Thinking some more about this, and replying to myself...
Actually, I wonder if we could *really* fix this by simply moving the eventpoll_release() to where it really belongs.
If we did it in file_close_fd_locked(), it would actually make a *lot* more sense. Particularly since eventpoll actually uses this:
struct epoll_filefd { struct file *file; int fd; } __packed;
ie it doesn't just use the 'struct file *', it uses the 'fd' itself (for ep_find()).
(Strictly speaking, it should also have a pointer to the 'struct files_struct' to make the 'int fd' be meaningful).
IOW, eventpoll already considers the file _descriptor_ relevant, not just the file pointer, and that's destroyed at *close* time, not at 'fput()' time.

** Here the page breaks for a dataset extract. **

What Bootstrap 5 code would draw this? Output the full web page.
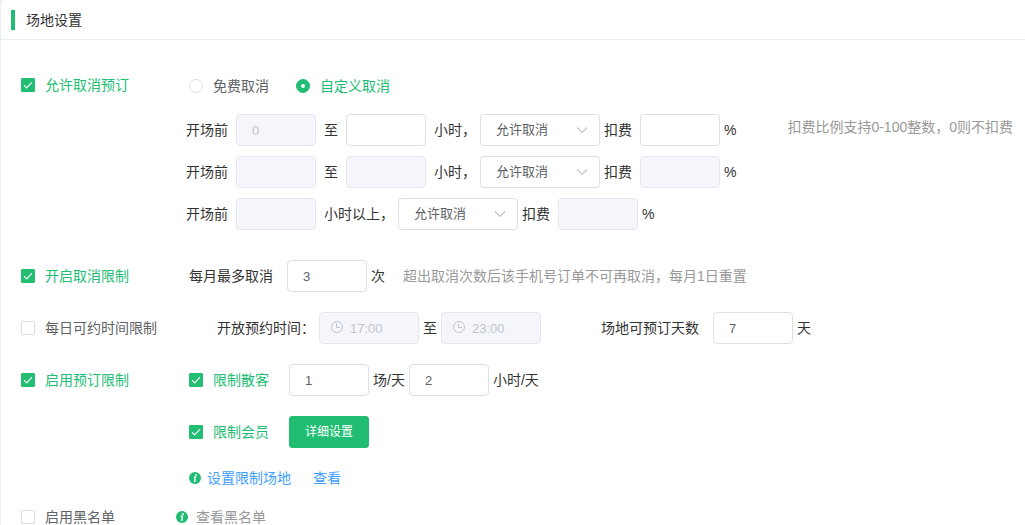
<!DOCTYPE html>
<html lang="zh-CN">
<head>
<meta charset="utf-8">
<meta name="viewport" content="width=device-width, initial-scale=1">
<title>场地设置</title>
<link href="https://cdn.jsdelivr.net/npm/bootstrap@5.3.0/dist/css/bootstrap.min.css" rel="stylesheet">
<style>
  :root { --brand: #20bd73; --line: #dcdfe6; --ink: #333; --soft: #606266; --hint: #999; }
  body { font: 14px/20px "Liberation Sans", "Noto Sans CJK SC", sans-serif; color: var(--ink); background: #e9edf8; }
  .panel { margin-left: 1px; background: #fff; border-top-left-radius: 4px; min-height: 100vh; }
  .panel-head { height: 40px; padding-left: 10px; border-bottom: 1px solid #ebeef0; }
  .panel-head h1 { font-size: 14px; line-height: 20px; border-left: 4px solid var(--brand); padding-left: 11px; }
  .panel-body { padding: 36px 12px 0 20px; white-space: nowrap; gap: 20px; }
  .setting-name { width: 155px; flex: none; }
  .inset { padding-left: 13px; }
  .rules { padding-left: 10px; gap: 10px; margin-bottom: 10px; }
  .radio-line { gap: 27px; min-height: 20px; padding-left: 3px; margin-bottom: 8px; }
  .g4 { gap: 4px; } .g6 { gap: 6px; } .g8 { gap: 8px; } .g14 { gap: 14px; } .g20 { gap: 20px; }
  .indent-s { padding-left: 41px; }
  .days { margin-left: 60px; }
  .rule-hint { margin-top: 41px; }
  .name-tall { height: 32px; }
  .form-check.tick { display: flex; align-items: center; gap: 10px; padding: 0; margin: 0; min-height: 18px; line-height: 18px; color: var(--soft); }
  .tick .form-check-input { float: none; margin: 0; width: 14px; height: 14px; border: 1px solid var(--line); flex: none; }
  .tick .form-check-input[type=checkbox] { border-radius: 1px; }
  .tick .form-check-input:checked { background-color: var(--brand); border-color: var(--brand); }
  .tick .form-check-input:checked[type=checkbox] { background-size: 12px 12px; background-image: url("data:image/svg+xml,%3csvg xmlns='http://www.w3.org/2000/svg' viewBox='0 0 12 12'%3e%3cpath d='M2 6.2l2.6 2.6L10 3.2' fill='none' stroke='%23fff' stroke-width='1.2'/%3e%3c/svg%3e"); }
  .tick .form-check-input:checked[type=radio] { background-size: 12px 12px; background-image: url("data:image/svg+xml,%3csvg xmlns='http://www.w3.org/2000/svg' viewBox='0 0 12 12'%3e%3ccircle cx='6' cy='6' r='2' fill='%23fff'/%3e%3c/svg%3e"); }
  .tick .form-check-input:checked + label { color: var(--brand); }
  .field.form-control, .field.form-select { width: 80px; height: 32px; padding: 0 15px; font-size: 13px; line-height: 30px; color: var(--soft); border: 1px solid var(--line); border-radius: 4px; flex: none; }
  .field.form-control:disabled { background-color: #f5f6fb; border-color: #e4e7ed; color: #c0c4cc; opacity: 1; }
  .field.form-select { width: 120px; background-position: right 10px center; background-size: 14px 14px; background-image: url("data:image/svg+xml,%3csvg xmlns='http://www.w3.org/2000/svg' viewBox='0 0 14 14'%3e%3cpath d='M2 4.5l5 5 5-5' fill='none' stroke='%23c0c4cc' stroke-width='1.1'/%3e%3c/svg%3e"); }
  .field.clock { width: 100px; padding-left: 30px; background-repeat: no-repeat; background-position: 10px 7px; background-size: 14px 14px; background-image: url("data:image/svg+xml,%3csvg xmlns='http://www.w3.org/2000/svg' viewBox='0 0 14 14'%3e%3cg fill='none' stroke='%23c0c4cc' stroke-width='1'%3e%3ccircle cx='7' cy='7' r='5.5'/%3e%3cpath d='M6.5 3.5v4h3.5'/%3e%3c/g%3e%3c/svg%3e"); }
  .hint { color: var(--hint); }
  .panel a { color: #409eff; text-decoration: none; }
  .panel a.hint { color: var(--hint); }
  .btn.detail { --bs-btn-bg: var(--brand); --bs-btn-border-color: var(--brand); --bs-btn-color: #fff; --bs-btn-hover-bg: #1aa864; --bs-btn-hover-color: #fff; width: 80px; height: 32px; padding: 0; font-size: 12px; border-radius: 3px; }
  .info { width: 12px; height: 12px; flex: none; }
</style>
</head>
<body>
<svg class="d-none" aria-hidden="true">
  <symbol id="info" viewBox="0 0 12 12">
    <circle cx="6" cy="6" r="6" fill="#20bd73"/>
    <circle cx="6.9" cy="3" r="1" fill="#fff"/>
    <path d="M4.7 5.2h1.8L5.6 9.2h1.2" fill="none" stroke="#fff" stroke-width="1.3"/>
  </symbol>
</svg>
<main class="panel">
  <header class="panel-head d-flex align-items-center"><h1 class="m-0 fw-normal">场地设置</h1></header>
  <form class="panel-body d-flex flex-column">

    <section class="d-flex align-items-start">
      <div class="setting-name">
        <div class="form-check tick"><input class="form-check-input" type="checkbox" id="allow" checked><label for="allow">允许取消预订</label></div>
      </div>
      <div class="rules d-flex flex-column">
        <div class="radio-line d-flex align-items-center">
          <div class="form-check tick"><input class="form-check-input" type="radio" name="mode" id="free"><label for="free">免费取消</label></div>
          <div class="form-check tick"><input class="form-check-input" type="radio" name="mode" id="custom" checked><label for="custom">自定义取消</label></div>
        </div>
        <div class="d-flex align-items-center g4">
          <div class="d-flex align-items-center g8">
            <label for="from1">开场前</label><input class="form-control field" id="from1" value="0" disabled>
            <label for="to1">至</label><input class="form-control field" id="to1"><span>小时，</span>
          </div>
          <select class="form-select field" aria-label="取消方式一"><option>允许取消</option><option>不可取消</option></select>
          <div class="d-flex align-items-center g8"><label for="fee1">扣费</label><input class="form-control field" id="fee1"></div>
          <span>%</span>
        </div>
        <div class="d-flex align-items-center g4">
          <div class="d-flex align-items-center g8">
            <label for="from2">开场前</label><input class="form-control field" id="from2" disabled>
            <label for="to2">至</label><input class="form-control field" id="to2" disabled><span>小时，</span>
          </div>
          <select class="form-select field" aria-label="取消方式二"><option>允许取消</option><option>不可取消</option></select>
          <div class="d-flex align-items-center g8"><label for="fee2">扣费</label><input class="form-control field" id="fee2" disabled></div>
          <span>%</span>
        </div>
        <div class="d-flex align-items-center g4">
          <div class="d-flex align-items-center g8">
            <label for="from3">开场前</label><input class="form-control field" id="from3" disabled><span>小时以上，</span>
          </div>
          <select class="form-select field" aria-label="取消方式三"><option>允许取消</option><option>不可取消</option></select>
          <div class="d-flex align-items-center g8"><label for="fee3">扣费</label><input class="form-control field" id="fee3" disabled></div>
          <span>%</span>
        </div>
      </div>
      <div class="rule-hint hint ms-auto">扣费比例支持0-100整数，0则不扣费</div>
    </section>

    <section class="d-flex align-items-center">
      <div class="setting-name">
        <div class="form-check tick"><input class="form-check-input" type="checkbox" id="limit" checked><label for="limit">开启取消限制</label></div>
      </div>
      <div class="inset d-flex align-items-center g14">
        <label for="times">每月最多取消</label>
        <div class="d-flex align-items-center g4"><input class="form-control field" id="times" value="3"><span>次</span></div>
        <span class="hint ms-1">超出取消次数后该手机号订单不可再取消，每月1日重置</span>
      </div>
    </section>

    <section class="d-flex align-items-center">
      <div class="setting-name">
        <div class="form-check tick"><input class="form-check-input" type="checkbox" id="daily"><label for="daily">每日可约时间限制</label></div>
      </div>
      <div class="indent-s d-flex align-items-center g4">
        <label for="open">开放预约时间：</label><input class="form-control field clock" id="open" value="17:00" disabled>
        <label for="close">至</label><input class="form-control field clock" id="close" value="23:00" disabled>
      </div>
      <div class="days d-flex align-items-center g14">
        <label for="days">场地可预订天数</label>
        <div class="d-flex align-items-center g4"><input class="form-control field" id="days" value="7"><span>天</span></div>
      </div>
    </section>

    <section class="d-flex align-items-start">
      <div class="setting-name name-tall d-flex align-items-center">
        <div class="form-check tick"><input class="form-check-input" type="checkbox" id="booking" checked><label for="booking">启用预订限制</label></div>
      </div>
      <div class="inset d-flex flex-column g20">
        <div class="d-flex align-items-center g20">
          <div class="form-check tick"><input class="form-check-input" type="checkbox" id="guest" checked><label for="guest">限制散客</label></div>
          <div class="d-flex align-items-center g4">
            <input class="form-control field" id="games" value="1"><label for="games">场/天</label>
            <input class="form-control field" id="hours" value="2"><label for="hours">小时/天</label>
          </div>
        </div>
        <div class="d-flex align-items-center g20">
          <div class="form-check tick"><input class="form-check-input" type="checkbox" id="member" checked><label for="member">限制会员</label></div>
          <button type="button" class="btn detail">详细设置</button>
        </div>
        <div class="d-flex align-items-center g6">
          <svg class="info" aria-hidden="true"><use href="#info"/></svg>
          <a href="#">设置限制场地</a><a href="#" class="ms-3">查看</a>
        </div>
      </div>
    </section>

    <section class="d-flex align-items-center">
      <div class="setting-name">
        <div class="form-check tick"><input class="form-check-input" type="checkbox" id="black"><label for="black">启用黑名单</label></div>
      </div>
      <div class="d-flex align-items-center g8">
        <svg class="info" aria-hidden="true"><use href="#info"/></svg><a href="#" class="hint lh-1">查看黑名单</a>
      </div>
    </section>
  </form>
</main>
<script src="https://cdn.jsdelivr.net/npm/bootstrap@5.3.0/dist/js/bootstrap.bundle.min.js"></script>
</body>
</html>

Yeah, yeah, the locking situation in file_close_fd_locked() is a bit inconvenient, but if we can solve that, it would solve the problem in a fundamentally different way: remove the ep iterm before the file->f_count has actually been decremented, so the whole "race with fput()" would just go away entirely.
I dunno. I think that would be the right thing to do, but I wouldn't be surprised if some disgusting eventpoll user then might depend on the current situation where the eventpoll thing stays around even after the close() if you have another copy of the file open.
Linus